The article talks about simple sharing to online services, then says "Apple and Google still do not have this functionality."

But that's not true. My android phone has a 'share' button in the gallery, from which I can choose a variety of destinations, including Picasa and Facebook (and any other app that registers itself as a picture sharing endpoint).


You could get really close to this with an Eye-Fi (SD Card that will upload to wherever you want over WiFi) and a MiFi (mobile WiFi hotspot).


Why not their high-end cameras?


I'm guessing that most professionals would probably want to do post processing of the photos before uploading them.


Publishing != uploading.

Uploading can get images to durable storage, so they can't be lost.
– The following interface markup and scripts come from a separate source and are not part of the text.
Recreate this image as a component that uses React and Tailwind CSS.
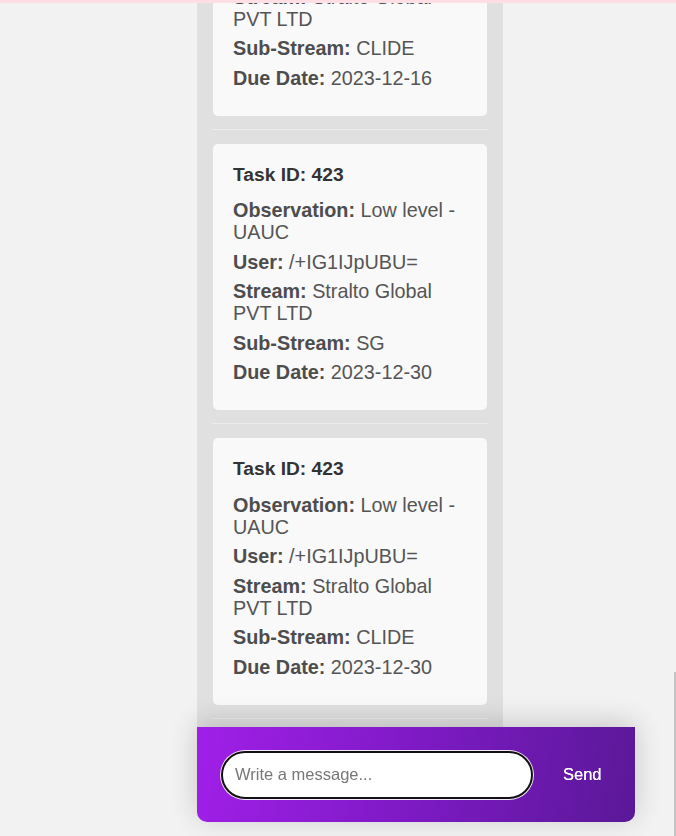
import React from 'react';

const tasks = [
  { id: 423, observation: 'Low level - UAUC', user: '/+IG1IJpUBU=', stream: 'Stralto Global PVT LTD', subStream: 'CLIDE', dueDate: '2023-12-16' },
  { id: 423, observation: 'Low level - UAUC', user: '/+IG1IJpUBU=', stream: 'Stralto Global PVT LTD', subStream: 'SG', dueDate: '2023-12-30' },
  { id: 423, observation: 'Low level - UAUC', user: '/+IG1IJpUBU=', stream: 'Stralto Global PVT LTD', subStream: 'CLIDE', dueDate: '2023-12-30' },
  { id: 424, observation: 'Low level - UAUC', user: '/+IG1IJpUBU=', stream: 'Stralto Global PVT LTD', subStream: 'SG', dueDate: '2024-01-05' },
];

function Field({ label, value }) {
  return (
    <p className="mt-[7.5px] text-[19.8px] leading-[22px] text-[#555]">
      <strong className="font-bold text-[#4d4d4d]">{label}:</strong> {value}
    </p>
  );
}

function TaskCard({ task }) {
  return (
    <div className="pb-[13px] mb-[14px] border-b border-[#ececec] -mx-px">
      <div className="mx-px bg-[#f9f9f9] rounded-[5px] px-5 pt-[20px] pb-[27px]">
        <h3 className="text-[19.2px] leading-[22px] font-bold text-[#333] mb-[13.5px]">Task ID: {task.id}</h3>
        <Field label="Observation" value={task.observation} />
        <Field label="User" value={task.user} />
        <Field label="Stream" value={task.stream} />
        <Field label="Sub-Stream" value={task.subStream} />
        <Field label="Due Date" value={task.dueDate} />
      </div>
    </div>
  );
}

export default function App() {
  return (
    <div className="h-[836px] overflow-hidden bg-[#f2f2f2] font-['Liberation_Sans',Arial,sans-serif]">
      {/* top strip */}
      <div className="fixed top-0 left-0 right-0 h-[3px] bg-[#ffdfe5] z-20"></div>

      {/* task list, scrolled */}
      <div className="ml-[197px] w-[306px] h-[810px] overflow-hidden bg-[#e0e0e0] px-4">
        <div className="-mt-[151px]">
          {tasks.map((task, index) => (
            <TaskCard key={index} task={task} />
          ))}
        </div>
      </div>

      {/* chat input bar */}
      <div className="fixed left-[197px] bottom-[14px] w-[438px] h-[95px] rounded-b-[10px] bg-[linear-gradient(100deg,#a11fe8_0%,#7d1ac4_50%,#5a1897_100%)] shadow-[0_-4px_28px_rgba(0,0,0,0.18)] flex items-center pl-6 pr-[13px] gap-[10px] z-10">
        <input
          type="text"
          placeholder="Write a message..."
          className="w-[312px] h-12 rounded-full bg-white border-2 border-[#111] ring-1 ring-white/90 px-3 text-[16.5px] text-[#333] placeholder:text-[#777] outline-none"
        />
        <button className="px-5 text-[16.5px] text-white [text-shadow:0_0_0.4px_#fff]">Send</button>
      </div>

      {/* scrollbar edge */}
      <div className="fixed right-0 bottom-0 w-[2px] h-[164px] bg-[#c4c4c4]"></div>
    </div>
  );
}
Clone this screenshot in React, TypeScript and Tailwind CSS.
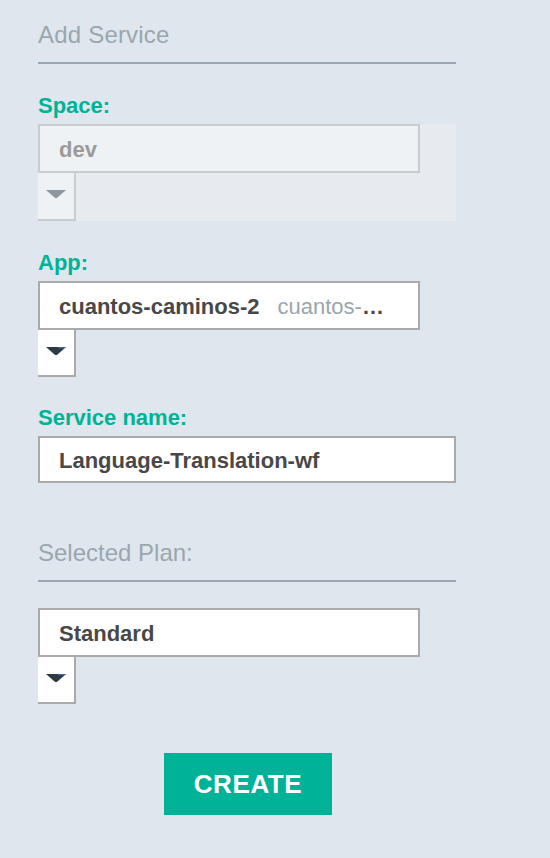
import React from 'react'

function Caret({ disabled }: { disabled?: boolean }) {
  return (
    <svg width="20" height="8" viewBox="0 0 20 8" className="block">
      <path d="M0 0 H20 L11.5 7.4 Q10 8.4 8.5 7.4 Z" fill={disabled ? '#8f979e' : '#2e3a45'} />
      {!disabled && <path d="M12 0 H20 L18.5 1.3 H12 Z" fill="#3f6e9c" />}
    </svg>
  )
}

function SelectBox({ children, disabled }: { children: React.ReactNode; disabled?: boolean }) {
  return (
    <div className="flex flex-col">
      <div
        className={
          disabled
            ? 'flex h-[49px] w-[382px] items-center border-2 border-[#c8ccd0] bg-[#eef2f5] pl-[19px] pt-[2px]'
            : 'flex h-[49px] w-[382px] items-center border-2 border-[#aaaaaa] bg-white pl-[19px] pt-[2px]'
        }
      >
        {children}
      </div>
      <div
        className={
          disabled
            ? 'flex h-[48px] w-[38px] items-center justify-center border-r-2 border-b-2 border-[#c8ccd0] bg-[#eef2f5] pb-[4px]'
            : 'flex h-[47px] w-[38px] items-center justify-center border-r-2 border-b-2 border-[#aaaaaa] bg-white pb-[4px]'
        }
      >
        <Caret disabled={disabled} />
      </div>
    </div>
  )
}

function Label({ children }: { children: React.ReactNode }) {
  return <div className="text-[22px] font-bold leading-[24px] text-[#00b398]">{children}</div>
}

export default function App() {
  return (
    <div
      className="min-h-[858px] w-full bg-[#dfe6ed] pl-[38px]"
      style={{ fontFamily: '"Liberation Sans", Arial, sans-serif' }}
    >
      <div className="flex w-[418px] flex-col">
        {/* Header */}
        <div className="mt-[21px] text-[24px] leading-[28px] tracking-[0.2px] text-[#9aa6ae]">Add Service</div>
        <div className="mt-[13px] h-[2px] bg-[#9aa6ae]" />

        {/* Space */}
        <div className="mt-[30px] mb-[6px]">
          <Label>Space:</Label>
        </div>
        <div className="bg-[#e7ebef]">
          <SelectBox disabled>
            <span className="text-[22px] font-bold text-[#9a9a9a]">dev</span>
          </SelectBox>
        </div>

        {/* App */}
        <div className="mt-[30px] mb-[6px]">
          <Label>App:</Label>
        </div>
        <SelectBox>
          <span className="whitespace-nowrap text-[22px] font-bold text-[#484848]">cuantos-caminos-2</span>
          <span className="ml-[18px] whitespace-nowrap text-[22px] text-[#9aa6ae]">cuantos-</span>
          <span className="text-[22px] font-bold text-[#484848]">…</span>
        </SelectBox>

        {/* Service name */}
        <div className="mt-[29px] mb-[6px]">
          <Label>Service name:</Label>
        </div>
        <input
          readOnly
          value="Language-Translation-wf"
          className="h-[47px] w-[418px] border-2 border-[#aaaaaa] bg-white pl-[19px] pt-[2px] text-[22px] font-bold text-[#484848] outline-none"
        />

        {/* Plan */}
        <div className="mt-[56px] text-[24px] leading-[28px] text-[#9aa6ae]">Selected Plan:</div>
        <div className="mt-[13px] h-[2px] bg-[#9aa6ae]" />
        <div className="mt-[26px]">
          <SelectBox>
            <span className="text-[22px] font-bold text-[#484848]">Standard</span>
          </SelectBox>
        </div>

        <button className="mx-auto mt-[49px] h-[62px] w-[168px] translate-x-[1px] bg-[#00b398] text-[26px] font-bold tracking-[0.6px] text-white">
          CREATE
        </button>
      </div>
    </div>
  )
}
Uploading can also make images available to co-workers.

Yes, the shooter can do the upload after the fact, or interrupt, but automatic/loose-real-time means that it happens reliabily and in a timely fashion. The alternative is an assistant.


I don't think serious photographers want a button on their camera body labelled "Facebook this!"


But they probably do want "post to flickr/smugmug/etc."


They want that in their editing software, but even if high-end cameras start getting a screen as good as the iPhone4; most pros are very careful about what they make public.


I disagree. I certainly wouldn't buy a serious camera that tied me to any one online service. Definitely put that stuff on cheapy kids cameras, but not on better cameras.


Certainly if you're "tied" to it. But why not be able to upload a picture quickly, while still having it left on the memory card?


isn't that what the eye-fi card thingy does?

I just don't want extra addon-service crap in my camera.


I doubt professional photographers would want that. But I can imagine they would want a "auto-backup to a secure account."


Many high-end cameras are bought by "prosumers," not professionals per se.


All their cameras should communicate, but where they're under attack, where their lunch is going to get eaten if they don't do something soon, is at the low end.